- Speltheorie
- Een theoretisch kader voor het begrijpen van sociale situaties onder concurrerende spelers en het voorspellen van hun keuzes van strategische interactie.
- Niet-optimale uitkomsten
- Situaties waarin de resultaten van een spel of economische interactie niet de best mogelijke zijn voor alle betrokken partijen.
- Externe effecten
- Gevolgen van productie of consumptie die niet in de prijs van het product zijn verwerkt en die derden beïnvloeden.
- Collectieve dwang
- Het gebruik van overheidsmiddelen om negatieve externe effecten te voorkomen, bijvoorbeeld door belastingheffing.
- Collectieve goederen
- Goederen die door de overheid worden geproduceerd, niet splitsbaar zijn in individuele eenheden en in maatschappelijk belang dienen.

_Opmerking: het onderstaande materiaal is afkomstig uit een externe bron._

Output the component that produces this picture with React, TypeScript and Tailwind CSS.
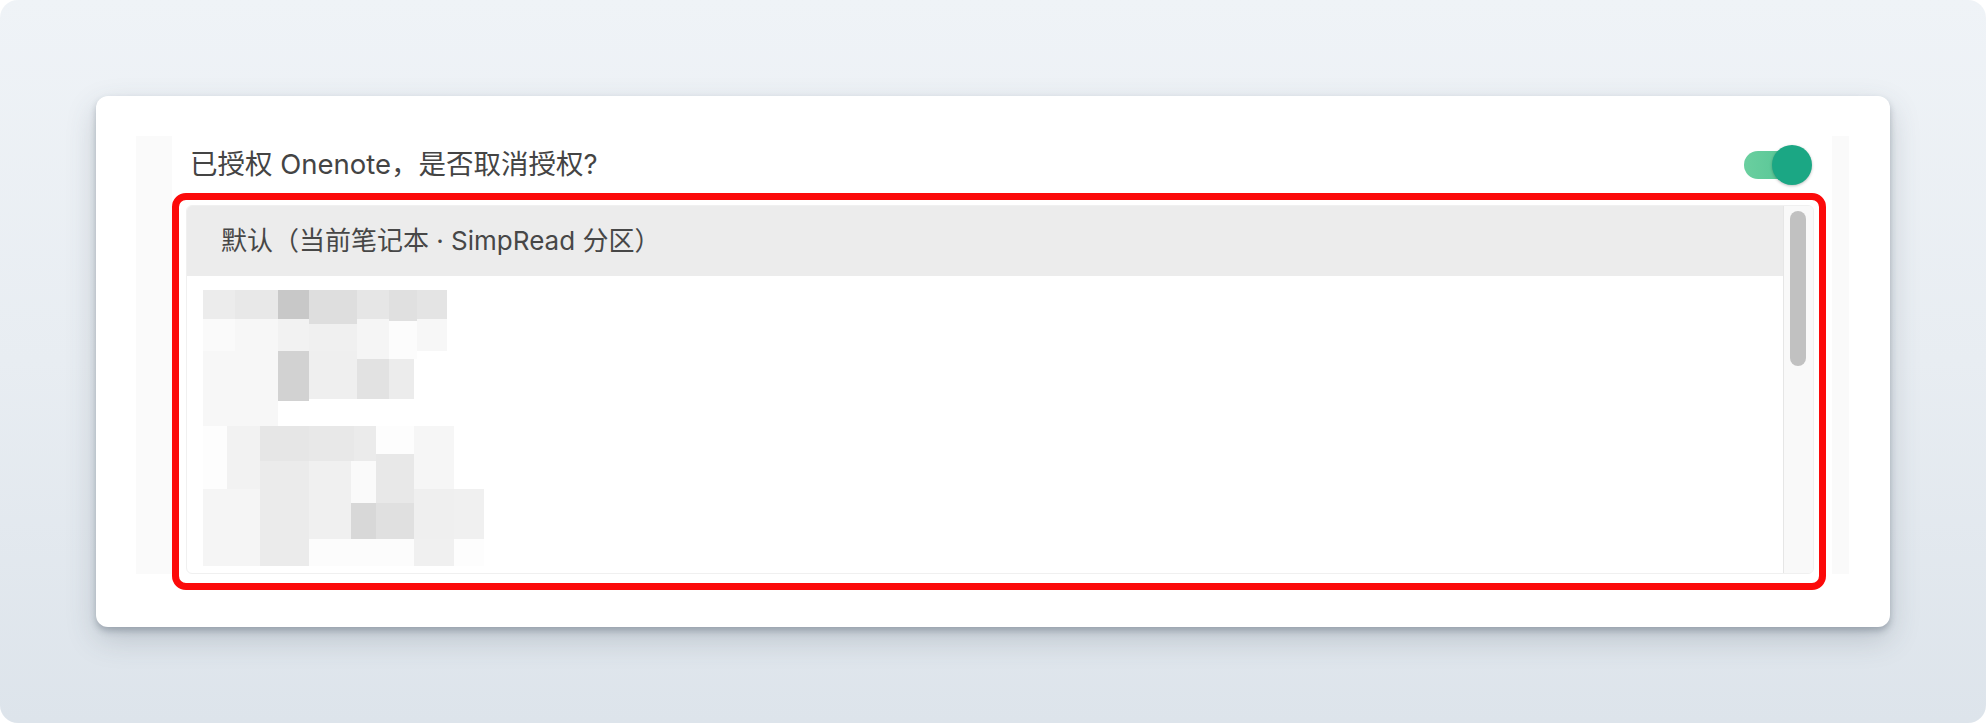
import React from 'react';

const font = 'font-["Inter","Noto_Sans_CJK_SC",sans-serif]';

// pixelated (mosaic) cover of the notebook list, coordinates in source pixels x3
const mosaic: [number, number, number, number, string][] = [
	// first group
	[38, 28, 95, 87, '#ececec'],
	[133, 28, 129, 87, '#e8e8e8'],
	[262, 28, 93, 87, '#c8c8c8'],
	[355, 28, 145, 102, '#dedede'],
	[500, 28, 95, 87, '#e6e6e6'],
	[595, 28, 85, 92, '#e0e0e0'],
	[680, 28, 90, 87, '#e4e4e4'],
	[38, 115, 95, 95, '#fafafa'],
	[133, 115, 129, 95, '#f7f7f7'],
	[262, 115, 93, 95, '#f2f2f2'],
	[355, 130, 145, 80, '#f0f0f0'],
	[500, 115, 95, 120, '#f5f5f5'],
	[595, 120, 85, 115, '#fcfcfc'],
	[680, 115, 90, 95, '#f7f7f7'],
	[38, 210, 224, 225, '#f7f7f7'],
	[262, 210, 93, 150, '#d2d2d2'],
	[355, 210, 145, 145, '#efefef'],
	[500, 235, 95, 120, '#e2e2e2'],
	[595, 235, 75, 120, '#ececec'],
	// second group
	[38, 437, 72, 188, '#fdfdfd'],
	[110, 437, 100, 188, '#f2f2f2'],
	[210, 437, 145, 103, '#e6e6e6'],
	[355, 437, 135, 103, '#e8e8e8'],
	[490, 437, 65, 103, '#ebebeb'],
	[555, 437, 115, 83, '#fdfdfd'],
	[670, 437, 120, 188, '#f6f6f6'],
	[210, 540, 145, 315, '#ebebeb'],
	[355, 540, 125, 235, '#f0f0f0'],
	[480, 540, 75, 125, '#fafafa'],
	[555, 520, 115, 145, '#e8e8e8'],
	[38, 625, 172, 230, '#f5f5f5'],
	[480, 665, 75, 110, '#d8d8d8'],
	[555, 665, 115, 110, '#e0e0e0'],
	[670, 625, 120, 150, '#efefef'],
	[790, 625, 90, 150, '#f0f0f0'],
	[355, 775, 315, 80, '#fcfcfc'],
	[670, 775, 120, 80, '#f0f0f0'],
	[790, 775, 90, 80, '#fdfdfd'],
];

const Toggle = () => (
	<div className="relative w-[68px] h-[40px] shrink-0">
		<div className="absolute left-0 top-[6px] w-[63px] h-[28px] rounded-full bg-gradient-to-r from-[#6acf9f] to-[#4fc293]" />
		<div className="absolute right-0 top-0 w-[40px] h-[40px] rounded-full bg-[#1ba784] shadow-[0_1px_3px_rgba(0,0,0,0.25)]" />
	</div>
);

export default function App() {
	return (
		<div className={`w-[1986px] h-[723px] bg-white ${font}`}>
			<div className="w-full h-full flex p-[96px] rounded-[18px] bg-gradient-to-b from-[#eff3f7] via-[#e8edf2] to-[#dde4eb]">
				<div className="flex-1 flex rounded-[12px] bg-white pt-[40px] pl-[40px] pr-[41px] pb-[53px] shadow-[0_4px_6px_rgba(60,72,88,0.3),0_12px_30px_rgba(60,72,88,0.22)]">
					<div className="flex-1 flex bg-[#fafafa] pl-[36px] pr-[17px]">
						<div className="flex-1 flex flex-col bg-white pl-[14px] pr-[18px]">
							<div className="h-[58px] flex items-center justify-between pl-[4px] pr-[2px]">
								<span className="text-[27.5px] text-[#444444] leading-none">已授权 Onenote，是否取消授权?</span>
								<Toggle />
							</div>

							<div className="relative mt-[11px] flex-1 flex">
								<div className="flex-1 flex rounded-[6px] overflow-hidden border border-[#f0f0f0]">
									<div className="flex-1 flex flex-col">
										<div className="h-[70px] shrink-0 flex items-center pl-[34px] bg-[#ececec]">
											<span className="text-[26px] text-[#474747] leading-none">默认（当前笔记本 · SimpRead 分区）</span>
										</div>
										<div className="pl-[16px] pt-[14px]">
											<svg width="281" height="276" viewBox="38 28 842 827" shapeRendering="crispEdges">
												{mosaic.map(([x, y, w, h, c], i) => (
													<rect key={i} x={x} y={y} width={w} height={h} fill={c} />
												))}
											</svg>
										</div>
									</div>
									<div className="w-[30px] shrink-0 bg-[#f9f9f9] border-l border-[#e6e6e6] pl-[6px] pt-[5px]">
										<div className="w-[16px] h-[155px] rounded-full bg-[#c1c1c1]" />
									</div>
								</div>
								{/* annotation outline */}
								<div className="absolute -left-[14px] -right-[12px] -top-[12px] -bottom-[16px] border-[7px] border-[#fc0a0a] rounded-[14px] pointer-events-none" />
							</div>
						</div>
					</div>
				</div>
			</div>
		</div>
	);
}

- Quasi-collectieve goederen
- Goederen die grotendeels door de overheid worden betaald maar ook individueel kunnen worden afgenomen.
- Individuele goederen
- Goederen die door ondernemingen worden gemaakt, splitsbaar zijn in individuele eenheden en geen maatschappelijk belang dienen.
- Medeliefd gedrag
- Het gebruik maken van goederen zonder ervoor te betalen, vaak voorkomend bij collectieve goederen.
- Rivaliteit
- De mate waarin het gebruik van een goed door de ene persoon de beschikbaarheid voor een ander vermindert.
- Uitsluitbaarheid
- De mogelijkheid om mensen uit te sluiten van het gebruik van een goed als ze er niet voor betalen.
- Private goederen
- Goederen die rivaal en uitsluitbaar zijn, zoals voeding en drank.
- Clubgoederen
- Goederen die niet rivaal maar wel uitsluitbaar zijn, zoals kabeltelevisie.
- Commons
- Goederen die wel rivaal maar niet uitsluitbaar zijn, zoals gemeenschappelijke hulpbronnen.
- Zuivere publieke goederen
- Goederen die niet rivaal en niet uitsluitbaar zijn, zoals dijken.